[OBJECTIVE] In the records below, find the line containing "Generate a component" and the line containing "export default App;"; please repeat exactly the lines from one to the other, both included, and nothing more.

--------

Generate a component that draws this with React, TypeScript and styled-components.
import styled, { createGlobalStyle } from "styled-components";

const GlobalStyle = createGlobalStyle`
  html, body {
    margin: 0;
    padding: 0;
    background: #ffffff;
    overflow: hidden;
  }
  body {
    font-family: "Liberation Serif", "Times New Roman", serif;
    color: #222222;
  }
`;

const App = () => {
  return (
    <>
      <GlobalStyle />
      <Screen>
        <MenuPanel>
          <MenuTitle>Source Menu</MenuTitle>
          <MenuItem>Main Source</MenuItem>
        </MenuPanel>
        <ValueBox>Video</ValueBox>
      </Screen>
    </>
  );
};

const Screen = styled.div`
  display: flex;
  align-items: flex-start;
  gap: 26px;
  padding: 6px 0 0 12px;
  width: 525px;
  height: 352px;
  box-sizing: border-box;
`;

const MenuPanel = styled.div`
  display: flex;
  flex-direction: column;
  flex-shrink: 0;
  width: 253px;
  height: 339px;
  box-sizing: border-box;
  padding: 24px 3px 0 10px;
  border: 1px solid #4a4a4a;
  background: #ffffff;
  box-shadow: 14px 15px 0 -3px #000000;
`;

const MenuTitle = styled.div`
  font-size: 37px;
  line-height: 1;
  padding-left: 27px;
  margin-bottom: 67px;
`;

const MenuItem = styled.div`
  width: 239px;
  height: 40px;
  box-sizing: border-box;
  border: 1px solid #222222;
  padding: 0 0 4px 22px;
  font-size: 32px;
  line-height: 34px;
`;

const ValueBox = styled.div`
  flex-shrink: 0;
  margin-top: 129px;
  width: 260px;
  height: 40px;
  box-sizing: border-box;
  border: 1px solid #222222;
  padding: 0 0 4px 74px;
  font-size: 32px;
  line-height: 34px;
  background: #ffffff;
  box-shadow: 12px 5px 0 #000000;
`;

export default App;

--------

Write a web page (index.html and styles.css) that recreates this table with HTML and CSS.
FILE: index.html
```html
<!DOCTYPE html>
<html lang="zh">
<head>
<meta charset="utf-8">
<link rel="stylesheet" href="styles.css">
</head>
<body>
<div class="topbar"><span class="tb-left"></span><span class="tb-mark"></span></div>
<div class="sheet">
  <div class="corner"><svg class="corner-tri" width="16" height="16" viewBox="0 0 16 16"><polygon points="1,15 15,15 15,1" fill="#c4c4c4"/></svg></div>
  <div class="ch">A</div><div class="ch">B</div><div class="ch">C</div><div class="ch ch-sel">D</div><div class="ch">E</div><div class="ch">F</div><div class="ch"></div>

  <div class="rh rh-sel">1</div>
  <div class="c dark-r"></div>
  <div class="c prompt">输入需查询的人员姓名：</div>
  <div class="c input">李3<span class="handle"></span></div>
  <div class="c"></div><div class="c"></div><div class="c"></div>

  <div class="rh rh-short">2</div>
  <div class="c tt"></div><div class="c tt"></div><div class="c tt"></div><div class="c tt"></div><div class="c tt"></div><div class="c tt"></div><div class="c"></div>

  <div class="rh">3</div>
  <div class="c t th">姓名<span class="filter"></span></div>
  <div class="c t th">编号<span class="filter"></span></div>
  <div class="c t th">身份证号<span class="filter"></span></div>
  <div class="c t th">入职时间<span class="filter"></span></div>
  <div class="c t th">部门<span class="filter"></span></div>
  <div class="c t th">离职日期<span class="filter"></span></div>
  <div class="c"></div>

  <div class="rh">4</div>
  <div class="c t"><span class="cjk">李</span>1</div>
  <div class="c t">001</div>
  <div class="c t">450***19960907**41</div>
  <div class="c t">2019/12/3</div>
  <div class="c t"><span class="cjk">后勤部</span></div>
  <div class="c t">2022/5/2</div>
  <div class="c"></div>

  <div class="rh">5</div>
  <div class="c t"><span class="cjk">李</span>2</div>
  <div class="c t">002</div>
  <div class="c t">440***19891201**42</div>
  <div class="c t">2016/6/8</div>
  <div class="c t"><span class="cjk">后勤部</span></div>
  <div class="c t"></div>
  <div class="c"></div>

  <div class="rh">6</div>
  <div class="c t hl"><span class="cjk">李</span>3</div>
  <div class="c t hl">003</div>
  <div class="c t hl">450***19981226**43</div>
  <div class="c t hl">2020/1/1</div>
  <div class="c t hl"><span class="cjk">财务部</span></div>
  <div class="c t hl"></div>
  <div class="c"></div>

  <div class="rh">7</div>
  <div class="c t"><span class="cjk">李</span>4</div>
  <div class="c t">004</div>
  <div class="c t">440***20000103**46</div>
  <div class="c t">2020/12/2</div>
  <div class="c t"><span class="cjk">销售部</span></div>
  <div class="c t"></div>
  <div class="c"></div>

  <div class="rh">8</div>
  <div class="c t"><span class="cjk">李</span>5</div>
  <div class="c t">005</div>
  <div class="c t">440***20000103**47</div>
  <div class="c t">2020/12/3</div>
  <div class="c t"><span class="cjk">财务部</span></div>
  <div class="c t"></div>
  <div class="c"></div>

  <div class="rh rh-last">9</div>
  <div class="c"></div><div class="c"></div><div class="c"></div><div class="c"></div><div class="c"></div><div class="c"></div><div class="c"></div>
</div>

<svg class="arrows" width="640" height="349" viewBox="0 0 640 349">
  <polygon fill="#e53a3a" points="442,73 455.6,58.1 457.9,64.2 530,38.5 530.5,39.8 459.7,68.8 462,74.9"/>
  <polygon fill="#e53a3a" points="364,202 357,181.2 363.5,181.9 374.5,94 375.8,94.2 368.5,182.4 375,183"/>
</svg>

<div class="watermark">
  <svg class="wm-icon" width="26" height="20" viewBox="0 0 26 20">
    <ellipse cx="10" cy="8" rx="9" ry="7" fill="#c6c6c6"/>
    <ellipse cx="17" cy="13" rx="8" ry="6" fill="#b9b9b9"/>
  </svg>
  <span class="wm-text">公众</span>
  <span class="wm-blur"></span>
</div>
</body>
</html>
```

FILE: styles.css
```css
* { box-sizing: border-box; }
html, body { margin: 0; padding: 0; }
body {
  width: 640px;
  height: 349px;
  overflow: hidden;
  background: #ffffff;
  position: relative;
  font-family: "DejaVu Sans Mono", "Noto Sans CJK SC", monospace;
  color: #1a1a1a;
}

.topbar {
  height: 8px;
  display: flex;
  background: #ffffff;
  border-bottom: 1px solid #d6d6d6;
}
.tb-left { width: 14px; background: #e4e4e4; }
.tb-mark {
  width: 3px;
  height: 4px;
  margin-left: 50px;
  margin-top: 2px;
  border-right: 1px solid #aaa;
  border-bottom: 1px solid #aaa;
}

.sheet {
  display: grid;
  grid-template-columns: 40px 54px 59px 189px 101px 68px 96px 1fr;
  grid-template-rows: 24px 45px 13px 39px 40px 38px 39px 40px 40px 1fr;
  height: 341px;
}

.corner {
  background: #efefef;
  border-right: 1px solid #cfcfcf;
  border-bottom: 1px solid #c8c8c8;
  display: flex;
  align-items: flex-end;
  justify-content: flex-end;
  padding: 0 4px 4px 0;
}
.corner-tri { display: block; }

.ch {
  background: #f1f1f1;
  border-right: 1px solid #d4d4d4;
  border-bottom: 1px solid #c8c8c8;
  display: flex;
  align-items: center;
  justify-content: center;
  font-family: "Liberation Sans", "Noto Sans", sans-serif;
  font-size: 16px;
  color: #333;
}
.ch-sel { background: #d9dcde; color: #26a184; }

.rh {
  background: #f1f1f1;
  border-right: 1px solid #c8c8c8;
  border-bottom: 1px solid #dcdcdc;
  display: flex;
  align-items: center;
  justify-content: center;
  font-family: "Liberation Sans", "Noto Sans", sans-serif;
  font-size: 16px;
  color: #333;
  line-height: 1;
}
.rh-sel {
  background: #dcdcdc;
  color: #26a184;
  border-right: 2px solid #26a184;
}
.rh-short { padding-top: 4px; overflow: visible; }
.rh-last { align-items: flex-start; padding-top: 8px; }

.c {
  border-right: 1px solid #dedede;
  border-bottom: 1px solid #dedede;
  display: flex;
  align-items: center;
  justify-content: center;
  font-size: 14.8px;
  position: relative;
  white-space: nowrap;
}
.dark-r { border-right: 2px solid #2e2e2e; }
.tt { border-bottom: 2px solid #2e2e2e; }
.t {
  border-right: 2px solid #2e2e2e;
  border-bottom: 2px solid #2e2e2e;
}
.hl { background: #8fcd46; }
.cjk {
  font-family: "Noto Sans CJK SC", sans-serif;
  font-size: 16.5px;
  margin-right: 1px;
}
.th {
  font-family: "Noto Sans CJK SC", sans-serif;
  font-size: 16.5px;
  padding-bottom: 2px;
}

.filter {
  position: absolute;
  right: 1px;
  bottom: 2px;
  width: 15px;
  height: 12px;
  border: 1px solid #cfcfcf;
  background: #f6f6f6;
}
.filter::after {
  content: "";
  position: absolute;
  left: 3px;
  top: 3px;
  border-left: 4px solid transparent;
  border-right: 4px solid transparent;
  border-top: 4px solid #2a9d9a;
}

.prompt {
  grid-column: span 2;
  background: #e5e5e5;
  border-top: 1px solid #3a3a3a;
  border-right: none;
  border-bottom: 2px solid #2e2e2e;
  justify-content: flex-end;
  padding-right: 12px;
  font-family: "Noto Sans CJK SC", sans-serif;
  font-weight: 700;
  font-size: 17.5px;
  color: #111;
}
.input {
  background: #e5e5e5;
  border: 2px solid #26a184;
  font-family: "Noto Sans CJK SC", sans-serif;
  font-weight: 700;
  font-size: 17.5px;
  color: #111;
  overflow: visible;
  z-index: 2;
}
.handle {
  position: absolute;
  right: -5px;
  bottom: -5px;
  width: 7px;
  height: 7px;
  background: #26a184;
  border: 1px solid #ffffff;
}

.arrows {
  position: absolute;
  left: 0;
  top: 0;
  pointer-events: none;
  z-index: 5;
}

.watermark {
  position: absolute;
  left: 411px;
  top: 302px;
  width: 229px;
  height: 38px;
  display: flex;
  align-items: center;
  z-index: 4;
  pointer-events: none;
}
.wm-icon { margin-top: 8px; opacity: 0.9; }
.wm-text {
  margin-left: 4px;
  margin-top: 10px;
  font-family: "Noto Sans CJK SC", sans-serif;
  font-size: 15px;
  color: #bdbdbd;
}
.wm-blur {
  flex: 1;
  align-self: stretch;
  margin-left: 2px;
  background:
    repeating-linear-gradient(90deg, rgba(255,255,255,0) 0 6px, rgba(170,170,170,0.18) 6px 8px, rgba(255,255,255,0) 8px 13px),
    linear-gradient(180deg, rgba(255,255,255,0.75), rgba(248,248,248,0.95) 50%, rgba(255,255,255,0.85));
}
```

--------

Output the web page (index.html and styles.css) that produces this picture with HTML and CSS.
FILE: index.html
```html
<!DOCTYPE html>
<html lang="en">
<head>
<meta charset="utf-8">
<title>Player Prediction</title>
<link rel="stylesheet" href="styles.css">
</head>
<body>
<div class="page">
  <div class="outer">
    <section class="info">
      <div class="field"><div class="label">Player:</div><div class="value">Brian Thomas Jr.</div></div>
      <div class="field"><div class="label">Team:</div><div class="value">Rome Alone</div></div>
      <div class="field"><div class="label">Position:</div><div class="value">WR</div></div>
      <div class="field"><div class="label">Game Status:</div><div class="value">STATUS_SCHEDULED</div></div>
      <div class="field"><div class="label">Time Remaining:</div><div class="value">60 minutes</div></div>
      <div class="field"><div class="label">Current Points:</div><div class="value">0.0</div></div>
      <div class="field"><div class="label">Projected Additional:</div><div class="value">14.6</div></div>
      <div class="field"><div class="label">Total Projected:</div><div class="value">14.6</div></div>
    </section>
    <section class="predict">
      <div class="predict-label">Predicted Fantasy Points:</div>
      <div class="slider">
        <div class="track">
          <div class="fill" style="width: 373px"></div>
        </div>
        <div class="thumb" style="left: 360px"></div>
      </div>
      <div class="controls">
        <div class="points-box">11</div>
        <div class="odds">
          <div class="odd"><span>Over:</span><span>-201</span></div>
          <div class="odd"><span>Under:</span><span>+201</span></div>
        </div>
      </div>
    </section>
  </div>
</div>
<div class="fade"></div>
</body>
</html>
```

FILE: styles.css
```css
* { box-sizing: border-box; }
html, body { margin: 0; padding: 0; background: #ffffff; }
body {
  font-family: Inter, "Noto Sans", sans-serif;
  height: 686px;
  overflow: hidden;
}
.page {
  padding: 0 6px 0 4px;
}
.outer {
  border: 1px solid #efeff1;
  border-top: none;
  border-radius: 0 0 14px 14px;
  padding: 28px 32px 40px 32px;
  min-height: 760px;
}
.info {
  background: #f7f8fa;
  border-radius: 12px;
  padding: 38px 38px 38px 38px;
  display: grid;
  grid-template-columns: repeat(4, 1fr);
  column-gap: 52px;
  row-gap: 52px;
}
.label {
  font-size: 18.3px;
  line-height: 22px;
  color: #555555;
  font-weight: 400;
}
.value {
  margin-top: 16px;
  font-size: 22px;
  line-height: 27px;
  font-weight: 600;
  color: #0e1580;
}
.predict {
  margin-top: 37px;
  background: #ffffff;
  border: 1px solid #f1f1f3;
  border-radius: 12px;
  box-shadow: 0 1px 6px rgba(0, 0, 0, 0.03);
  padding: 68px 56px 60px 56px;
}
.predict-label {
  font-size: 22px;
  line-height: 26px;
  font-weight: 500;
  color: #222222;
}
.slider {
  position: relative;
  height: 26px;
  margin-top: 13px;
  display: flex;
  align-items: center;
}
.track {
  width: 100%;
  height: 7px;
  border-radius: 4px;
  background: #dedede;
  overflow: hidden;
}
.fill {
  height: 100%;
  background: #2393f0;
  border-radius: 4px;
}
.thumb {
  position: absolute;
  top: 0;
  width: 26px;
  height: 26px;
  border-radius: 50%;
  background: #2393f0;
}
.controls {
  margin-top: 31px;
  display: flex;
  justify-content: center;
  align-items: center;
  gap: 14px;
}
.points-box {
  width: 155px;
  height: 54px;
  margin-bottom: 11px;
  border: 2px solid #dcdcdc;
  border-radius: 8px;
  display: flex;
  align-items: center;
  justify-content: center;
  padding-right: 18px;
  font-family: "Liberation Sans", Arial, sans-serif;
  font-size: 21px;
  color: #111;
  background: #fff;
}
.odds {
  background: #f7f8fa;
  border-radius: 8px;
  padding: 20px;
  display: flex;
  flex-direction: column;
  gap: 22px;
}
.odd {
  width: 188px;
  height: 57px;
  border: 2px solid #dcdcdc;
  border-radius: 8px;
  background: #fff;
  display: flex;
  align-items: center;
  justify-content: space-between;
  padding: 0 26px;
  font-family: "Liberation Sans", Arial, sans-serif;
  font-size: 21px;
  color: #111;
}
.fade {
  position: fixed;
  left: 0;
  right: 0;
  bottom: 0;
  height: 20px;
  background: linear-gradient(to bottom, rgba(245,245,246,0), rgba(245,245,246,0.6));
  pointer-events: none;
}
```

--------

[THE RESULT]
Generate a component that draws this with React, TypeScript and styled-components.
import styled, { createGlobalStyle } from "styled-components";

const GlobalStyle = createGlobalStyle`
  html, body {
    margin: 0;
    padding: 0;
    background: #ffffff;
    overflow: hidden;
  }
  body {
    font-family: "Liberation Serif", "Times New Roman", serif;
    color: #222222;
  }
`;

const App = () => {
  return (
    <>
      <GlobalStyle />
      <Screen>
        <MenuPanel>
          <MenuTitle>Source Menu</MenuTitle>
          <MenuItem>Main Source</MenuItem>
        </MenuPanel>
        <ValueBox>Video</ValueBox>
      </Screen>
    </>
  );
};

const Screen = styled.div`
  display: flex;
  align-items: flex-start;
  gap: 26px;
  padding: 6px 0 0 12px;
  width: 525px;
  height: 352px;
  box-sizing: border-box;
`;

const MenuPanel = styled.div`
  display: flex;
  flex-direction: column;
  flex-shrink: 0;
  width: 253px;
  height: 339px;
  box-sizing: border-box;
  padding: 24px 3px 0 10px;
  border: 1px solid #4a4a4a;
  background: #ffffff;
  box-shadow: 14px 15px 0 -3px #000000;
`;

const MenuTitle = styled.div`
  font-size: 37px;
  line-height: 1;
  padding-left: 27px;
  margin-bottom: 67px;
`;

const MenuItem = styled.div`
  width: 239px;
  height: 40px;
  box-sizing: border-box;
  border: 1px solid #222222;
  padding: 0 0 4px 22px;
  font-size: 32px;
  line-height: 34px;
`;

const ValueBox = styled.div`
  flex-shrink: 0;
  margin-top: 129px;
  width: 260px;
  height: 40px;
  box-sizing: border-box;
  border: 1px solid #222222;
  padding: 0 0 4px 74px;
  font-size: 32px;
  line-height: 34px;
  background: #ffffff;
  box-shadow: 12px 5px 0 #000000;
`;

export default App;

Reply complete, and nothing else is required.